Marcus Aurelius was crowned Emperor on March 7, 161 A.D. His reign was characterized by war, disaster, and intellectual thought. There were three great external conflicts and Marcus dealt with all of them effectively. He won a victory for the Empire in 163 against the Parthians who had invaded Armenia; he coped with a great plague that swept the whole Empire; and he successfully pushed barbarians off Roman soil in the Marcomannic Wars. Internal problems were due to financial weakness, caused by extensive military campaigning that was forced upon the Empire - and he dealt with these problems by extensive government reforms. There were crises in his personal life: his wife was notorious for sleeping around and his heir lacked all the leadership skills for which Marcus himself was famous.
Marcus Aurelius faced and conquered many problems through the strengths that he found in Stoic philosophy. These beliefs are expressed in his Meditations, where he discusses the tensions between his position as Emperor and his feelings of inadequacy. The 12 books making up this set are the most introspective of any ancient philosophical writing - so much so, that they could be called a diary. Marcus was consoled in his writings by the fact that life is short and the spirit, the only thing valuable about a person, is reduced into the universe at death.
Martyr - A person who dies for the faith, who dies rather than apostisize. (Apostasy [Greek: apostasis, a standing-off] A total defection from the Christian religion, after previous acceptance through faith and baptism.)
Martyrdom is part of the Church's nature since it manifests Christian
death in its pure form, as the death of unrestrained faith, which is
otherwise hidden in the ambivalence of all human events. Through martyrdom
the Church's holiness, instead of remaining purely subjective, achieves by
God's grace the visible expression it needs. As early as the second century
A.D. one who accepted death for the sake of Christian faith or Christian
morals was looked on and revered as a 'martus' (witness). The term is
scriptural in that Jesus Christ is the 'faithful witness' absolutely
(Revelations 1:5; 3:14). -Karl Rahner, Theological Dictionary
Felicità (Felicity) – Rich widow whose 7 sons were martyred in front of her just before her own execution. Died martyred in 165 A.D. at Rome; buried beside the Via Salria
Sons/brothers - in some descriptions not all of the seven young men are brothers to each other, nor are they all sons of Felicity, whereas in others they are all related.

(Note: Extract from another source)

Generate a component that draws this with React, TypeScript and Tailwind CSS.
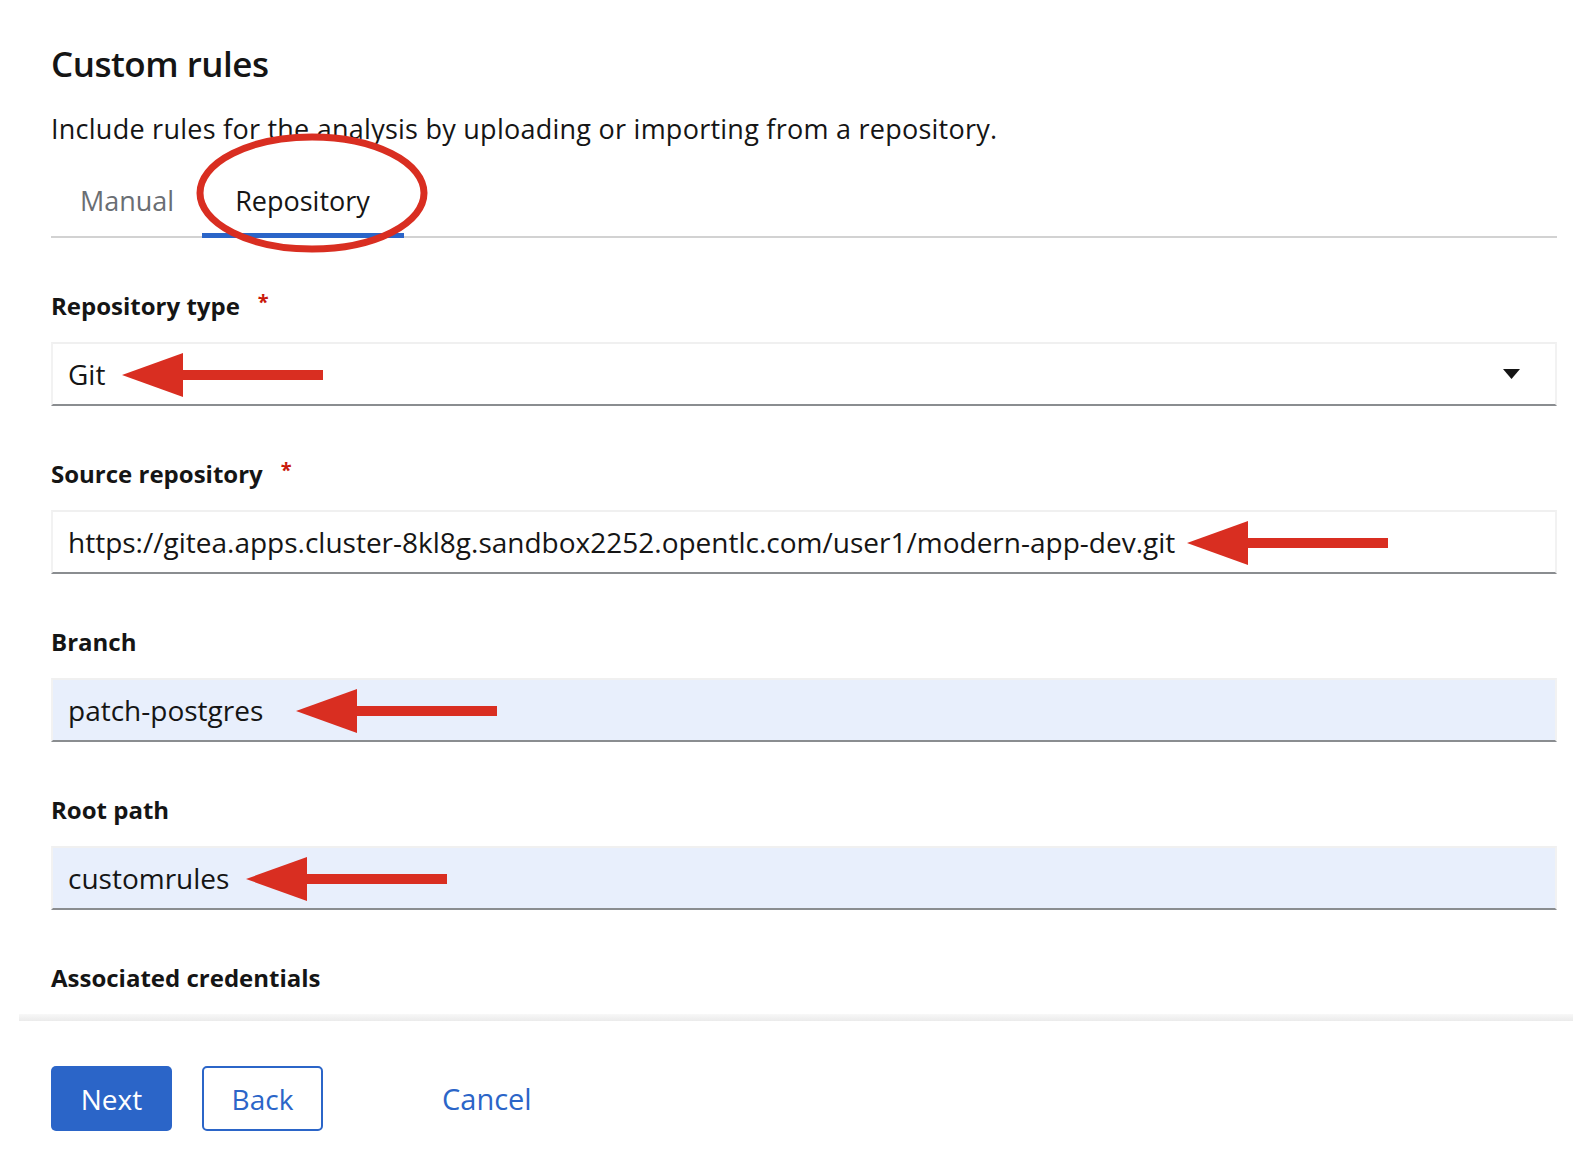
import * as React from "react"

const FONT = { fontFamily: '"Open Sans", "Liberation Sans", sans-serif' }

// hand-drawn red annotation arrow pointing left
function Arrow({ left, top }: { left: number; top: number }) {
    return (
        <svg
            className="absolute pointer-events-none"
            style={{ left, top }}
            width="202"
            height="48"
            viewBox="0 0 202 48"
        >
            <polygon points="0,24 61,2 61,46" fill="#d92e21" />
            <rect x="58" y="19" width="143" height="10" fill="#d92e21" />
        </svg>
    )
}

function Label({ text, required }: { text: string; required?: boolean }) {
    return (
        <div className="h-[34px] flex items-center text-[24px] font-bold text-[#151515]">
            {text}
            {required && <span className="ml-[18px] text-[#c9190b] text-[20px] -mt-[8px]">*</span>}
        </div>
    )
}

function Field({
    label,
    required,
    value,
    filled,
    arrowLeft,
    select,
}: {
    label: string
    required?: boolean
    value: string
    filled?: boolean
    arrowLeft?: number
    select?: boolean
}) {
    return (
        <div className="mb-[51px]">
            <Label text={label} required={required} />
            <div
                className={`relative mt-[19px] h-[64px] flex items-center pl-[15px] pr-[36px] text-[28px] text-[#151515] border-t-2 border-x-2 border-b-2 border-t-[#f0f0f0] border-x-[#f2f2f2] border-b-[#8a8d90] ${
                    filled ? "bg-[#e8effc]" : "bg-white"
                }`}
            >
                <span className="flex-1 whitespace-nowrap">{value}</span>
                {select && (
                    <svg width="17" height="10" viewBox="0 0 17 10" className="mr-[-1px]">
                        <polygon points="0,0 17,0 8.5,10" fill="#151515" />
                    </svg>
                )}
                {arrowLeft !== undefined && <Arrow left={arrowLeft} top={7} />}
            </div>
        </div>
    )
}

export default function App() {
    return (
        <div className="relative w-[1592px] h-[1158px] bg-white overflow-hidden" style={FONT}>
            {/* scrolling form area */}
            <div className="h-[1021px] overflow-hidden pl-[51px] pr-[35px] pt-[44px]">
                <h2 className="h-[40px] leading-[40px] text-[35px] font-semibold text-[#151515] tracking-[-0.5px]">
                    Custom rules
                </h2>
                <p className="mt-[26px] h-[38px] leading-[38px] text-[27px] text-[#151515] tracking-[0.25px]">
                    Include rules for the analysis by uploading or importing from a repository.
                </p>

                {/* tabs */}
                <div className="mt-[18px] relative flex h-[72px] border-b-2 border-[#d2d2d2]">
                    <button className="w-[151px] h-full flex items-center justify-center pl-[1px] text-[27px] text-[#6a6e73]">
                        Manual
                    </button>
                    <button className="relative w-[202px] h-full flex items-center justify-center pr-[1px] text-[27px] text-[#151515]">
                        Repository
                        <span className="absolute left-0 right-0 -bottom-[2px] h-[5px] bg-[#2b65c8]" />
                    </button>
                </div>

                <div className="mt-[51px]">
                    <Field label="Repository type" required value="Git" select arrowLeft={69} />
                    <Field
                        label="Source repository"
                        required
                        value="https://gitea.apps.cluster-8kl8g.sandbox2252.opentlc.com/user1/modern-app-dev.git"
                        arrowLeft={1134}
                    />
                    <Field label="Branch" value="patch-postgres" filled arrowLeft={243} />
                    <Field label="Root path" value="customrules" filled arrowLeft={193} />
                    <div>
                        <Label text="Associated credentials" />
                        <div className="mt-[19px] h-[64px] border-2 border-[#ececec] bg-white" />
                    </div>
                </div>
            </div>

            {/* footer */}
            <div className="relative mx-[19px] h-[137px] bg-white pl-[32px] pt-[45px] flex items-start">
                <div className="absolute left-0 right-0 -top-[7px] h-[7px] bg-gradient-to-b from-[#f8f8f8] to-[#ebebeb]" />
                <button className="w-[121px] h-[65px] rounded-[5px] bg-[#2b65c8] text-white text-[28px]">
                    Next
                </button>
                <button className="ml-[30px] w-[121px] h-[65px] rounded-[5px] border-2 border-[#2b65c8] text-[#2b65c8] text-[28px] bg-white">
                    Back
                </button>
                <button className="ml-[89px] h-[65px] px-[30px] text-[#2b65c8] text-[29px]">Cancel</button>
            </div>

            {/* red ellipse annotation around the Repository tab */}
            <svg
                className="absolute pointer-events-none"
                style={{ left: 192, top: 128 }}
                width="240"
                height="130"
                viewBox="0 0 240 130"
            >
                <ellipse cx="120" cy="65" rx="112" ry="56" fill="none" stroke="#d92e21" strokeWidth="7" />
            </svg>
        </div>
    )
}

Felicità (Felicity) - in some descriptions Saint Felicità was said to have been a slave, in others a noblewoman.
The gens Claudia was one of the oldest families in ancient Rome, and for centuries its members were regularly leaders of the city and the Empire.
Magistrates – were judges (both civil and military) who held powers of life and death; there were various different levels of power, higher ones ruled over lower ones; the Emperor ruled over them all.

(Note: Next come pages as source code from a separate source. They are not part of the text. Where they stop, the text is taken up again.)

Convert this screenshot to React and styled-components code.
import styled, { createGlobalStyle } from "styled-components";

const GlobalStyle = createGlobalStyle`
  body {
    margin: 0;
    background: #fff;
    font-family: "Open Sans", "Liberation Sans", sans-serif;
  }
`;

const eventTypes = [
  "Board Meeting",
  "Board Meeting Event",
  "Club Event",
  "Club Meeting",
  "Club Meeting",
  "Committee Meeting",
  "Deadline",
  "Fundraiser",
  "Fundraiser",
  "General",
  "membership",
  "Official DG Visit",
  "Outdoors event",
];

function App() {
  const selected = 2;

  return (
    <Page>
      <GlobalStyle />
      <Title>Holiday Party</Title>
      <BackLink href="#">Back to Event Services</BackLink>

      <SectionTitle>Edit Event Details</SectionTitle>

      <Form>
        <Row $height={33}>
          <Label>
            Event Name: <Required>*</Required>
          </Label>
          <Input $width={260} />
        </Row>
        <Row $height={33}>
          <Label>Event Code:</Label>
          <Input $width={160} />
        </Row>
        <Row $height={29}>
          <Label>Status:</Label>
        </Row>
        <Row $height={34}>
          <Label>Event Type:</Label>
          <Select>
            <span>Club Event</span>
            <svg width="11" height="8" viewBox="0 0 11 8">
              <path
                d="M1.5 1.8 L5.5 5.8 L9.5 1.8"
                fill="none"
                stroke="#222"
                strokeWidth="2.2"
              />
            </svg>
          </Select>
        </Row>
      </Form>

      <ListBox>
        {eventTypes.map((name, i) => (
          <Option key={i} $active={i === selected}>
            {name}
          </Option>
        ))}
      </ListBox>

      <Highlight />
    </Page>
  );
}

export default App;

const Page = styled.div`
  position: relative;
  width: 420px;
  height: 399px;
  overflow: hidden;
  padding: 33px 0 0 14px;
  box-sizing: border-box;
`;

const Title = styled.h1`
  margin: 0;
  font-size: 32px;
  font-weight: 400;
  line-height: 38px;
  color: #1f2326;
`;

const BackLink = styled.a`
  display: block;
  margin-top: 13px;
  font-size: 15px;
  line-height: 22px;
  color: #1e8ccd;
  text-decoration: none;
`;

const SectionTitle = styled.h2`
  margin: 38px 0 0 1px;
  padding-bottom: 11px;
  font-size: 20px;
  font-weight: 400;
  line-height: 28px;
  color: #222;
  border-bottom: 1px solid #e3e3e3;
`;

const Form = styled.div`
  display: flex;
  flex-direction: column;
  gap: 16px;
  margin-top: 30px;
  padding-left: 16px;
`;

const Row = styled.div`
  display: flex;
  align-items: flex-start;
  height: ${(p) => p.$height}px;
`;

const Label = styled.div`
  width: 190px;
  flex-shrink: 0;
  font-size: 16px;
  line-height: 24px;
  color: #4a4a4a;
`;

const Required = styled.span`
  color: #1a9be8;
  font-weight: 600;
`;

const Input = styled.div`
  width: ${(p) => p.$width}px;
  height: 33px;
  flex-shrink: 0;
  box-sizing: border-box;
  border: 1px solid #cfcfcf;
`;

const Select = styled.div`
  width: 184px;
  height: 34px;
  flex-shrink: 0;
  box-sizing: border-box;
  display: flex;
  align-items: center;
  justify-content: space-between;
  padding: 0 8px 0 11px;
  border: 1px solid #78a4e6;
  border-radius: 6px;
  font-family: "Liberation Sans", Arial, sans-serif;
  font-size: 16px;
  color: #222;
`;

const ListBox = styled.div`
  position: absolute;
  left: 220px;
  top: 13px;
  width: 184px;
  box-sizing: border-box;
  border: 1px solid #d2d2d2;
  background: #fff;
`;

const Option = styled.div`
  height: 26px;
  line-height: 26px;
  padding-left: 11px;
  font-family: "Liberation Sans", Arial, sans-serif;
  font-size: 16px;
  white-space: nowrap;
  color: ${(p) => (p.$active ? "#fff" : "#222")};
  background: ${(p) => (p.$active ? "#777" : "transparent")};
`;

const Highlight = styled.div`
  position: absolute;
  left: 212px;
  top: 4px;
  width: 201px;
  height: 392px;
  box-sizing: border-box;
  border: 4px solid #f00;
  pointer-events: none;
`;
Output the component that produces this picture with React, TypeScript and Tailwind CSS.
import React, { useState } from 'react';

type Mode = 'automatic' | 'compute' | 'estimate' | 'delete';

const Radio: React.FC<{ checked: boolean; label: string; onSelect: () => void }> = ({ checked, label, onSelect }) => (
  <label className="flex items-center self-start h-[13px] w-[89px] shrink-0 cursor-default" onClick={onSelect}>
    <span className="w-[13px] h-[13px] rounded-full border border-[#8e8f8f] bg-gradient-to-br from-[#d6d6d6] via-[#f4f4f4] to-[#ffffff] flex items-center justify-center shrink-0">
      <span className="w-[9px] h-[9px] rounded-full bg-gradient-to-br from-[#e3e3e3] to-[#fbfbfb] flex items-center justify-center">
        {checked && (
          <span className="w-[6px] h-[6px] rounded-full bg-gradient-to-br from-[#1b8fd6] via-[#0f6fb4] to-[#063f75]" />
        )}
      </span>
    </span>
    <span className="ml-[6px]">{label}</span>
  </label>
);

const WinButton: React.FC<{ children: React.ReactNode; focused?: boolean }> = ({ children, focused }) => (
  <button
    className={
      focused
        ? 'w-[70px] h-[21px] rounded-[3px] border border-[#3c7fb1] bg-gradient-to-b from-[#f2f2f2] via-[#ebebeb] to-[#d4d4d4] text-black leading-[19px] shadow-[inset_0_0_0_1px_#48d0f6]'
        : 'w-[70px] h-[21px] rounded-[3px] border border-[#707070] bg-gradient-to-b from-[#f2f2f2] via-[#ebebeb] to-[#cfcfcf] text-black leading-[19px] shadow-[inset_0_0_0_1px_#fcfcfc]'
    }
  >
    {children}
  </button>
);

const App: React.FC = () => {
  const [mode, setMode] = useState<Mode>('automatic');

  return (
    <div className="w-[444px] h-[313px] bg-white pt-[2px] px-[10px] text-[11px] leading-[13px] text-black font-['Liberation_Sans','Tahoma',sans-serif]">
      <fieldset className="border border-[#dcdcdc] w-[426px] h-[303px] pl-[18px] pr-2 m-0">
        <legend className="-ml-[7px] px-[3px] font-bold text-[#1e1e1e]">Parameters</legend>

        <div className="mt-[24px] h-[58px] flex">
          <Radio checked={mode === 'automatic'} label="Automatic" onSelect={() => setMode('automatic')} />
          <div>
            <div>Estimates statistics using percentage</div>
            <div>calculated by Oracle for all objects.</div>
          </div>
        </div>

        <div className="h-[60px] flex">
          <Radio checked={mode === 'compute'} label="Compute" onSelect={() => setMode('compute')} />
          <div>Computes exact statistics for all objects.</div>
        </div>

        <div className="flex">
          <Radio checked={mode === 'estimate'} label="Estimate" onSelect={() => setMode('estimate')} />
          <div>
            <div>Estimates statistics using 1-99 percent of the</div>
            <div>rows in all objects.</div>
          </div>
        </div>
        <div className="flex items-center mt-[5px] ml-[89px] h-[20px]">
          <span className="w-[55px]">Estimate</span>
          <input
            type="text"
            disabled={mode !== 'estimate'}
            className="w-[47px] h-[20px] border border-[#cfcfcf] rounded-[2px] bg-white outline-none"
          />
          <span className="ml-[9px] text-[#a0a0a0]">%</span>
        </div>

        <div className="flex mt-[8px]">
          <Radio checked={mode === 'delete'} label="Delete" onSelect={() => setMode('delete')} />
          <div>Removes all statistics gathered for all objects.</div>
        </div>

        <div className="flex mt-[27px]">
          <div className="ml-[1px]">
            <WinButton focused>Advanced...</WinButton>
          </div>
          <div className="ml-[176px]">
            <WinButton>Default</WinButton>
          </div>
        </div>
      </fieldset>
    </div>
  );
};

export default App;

Cuirass – protective armour-plate; plate of body armour, the shell-like covering for chest, flanks and back; worn by Roman Legions; at first made of leather, later of metal.
Prefects - were the heads of the provincial administration. The exalted position of the Praetorian Prefect was marked by his purple robe, which was the same as that of the Emperor except it was shorter, reaching to the knees instead of to the feet. The Prefect’s large silver inkstand, his pen-case of gold weighing 100 lbs and his lofty chariot, are mentioned as three official symbols of office. On his entry, all military officers were expected to bend the knee, a survival of the fact that originally his office was military not civil.
Scourge - According to custom, the Romans would scourge a condemned criminal before he was put to death.The Roman scourge, also called the "flagrum" or "flagellum" was a short whip made of two or three leather (ox-hide) thongs or ropes connected to a handle as in the sketch above. The leather thongs were knotted with a number of small pieces of metal, usually zinc and iron, attached at various intervals. Scourging would quickly remove the skin. According to history the punishment of a slave was particularly dreadful. The leather was knotted with bones, or heavy indented pieces of bronze.
Sometimes the Roman scourge contained a hook at the end and was given the terrifying name "scorpion." The criminal was made to stoop which would make deeper lashes from the shoulders to the waist. According to Jewish law (discipline of the synagogue) the number of stripes was forty less one (Deut. 25:3) and the rabbis reckoned 168 actions to be punished by scourging before the judges. Nevertheless, scourging among the Romans was a more severe form of punishment and there was no legal limit to the number of blows, as with the Jews. Deep lacerations, torn flesh, exposed muscles and excessive bleeding would leave the criminal "half-dead." Death was often the result of this cruel form of punishment though it was necessary to keep the criminal alive to be brought to public subjugation on the cross. The Centurion in charge would order the "lictors" to halt the flogging when the criminal was near death. In ancient Rome crucifixion was almost always preceded by the "flagrum" and thus it made the vision of the crucified criminal all the more dreadful. Cicero called crucifixion the "extreme and ultimate punishment of slaves" (servitutis extremum summumque supplicium, Against Verres 2.5.169), and the "cruellest and most disgusting penalty." (crudelissimum taeterrimumque supplicium, ibid. 2.5. 165.) and Josephus called it "the most pitiable of deaths." (Jewish War 7:203.)
 Corso – the main road
Conche = plural; singular = conca – a receptacle made of terracotta or copper, with two handles, used especially in olden times to collect water from the well, spring or river, usually carried home on the head, and then used to store the water in, for drawing out as needed in the home.
Peplo – originally used in ancient Greece, the Romans adopted the Peplo, an item of women’s clothing, worn especially by the wealthy and the noblewomen, usually made of white wool; it was a large rectangular piece of cloth, wrapped several times around the body, falling to the ground down to the feet, held by two brooches at the shoulders and fastened around the waist with a belt.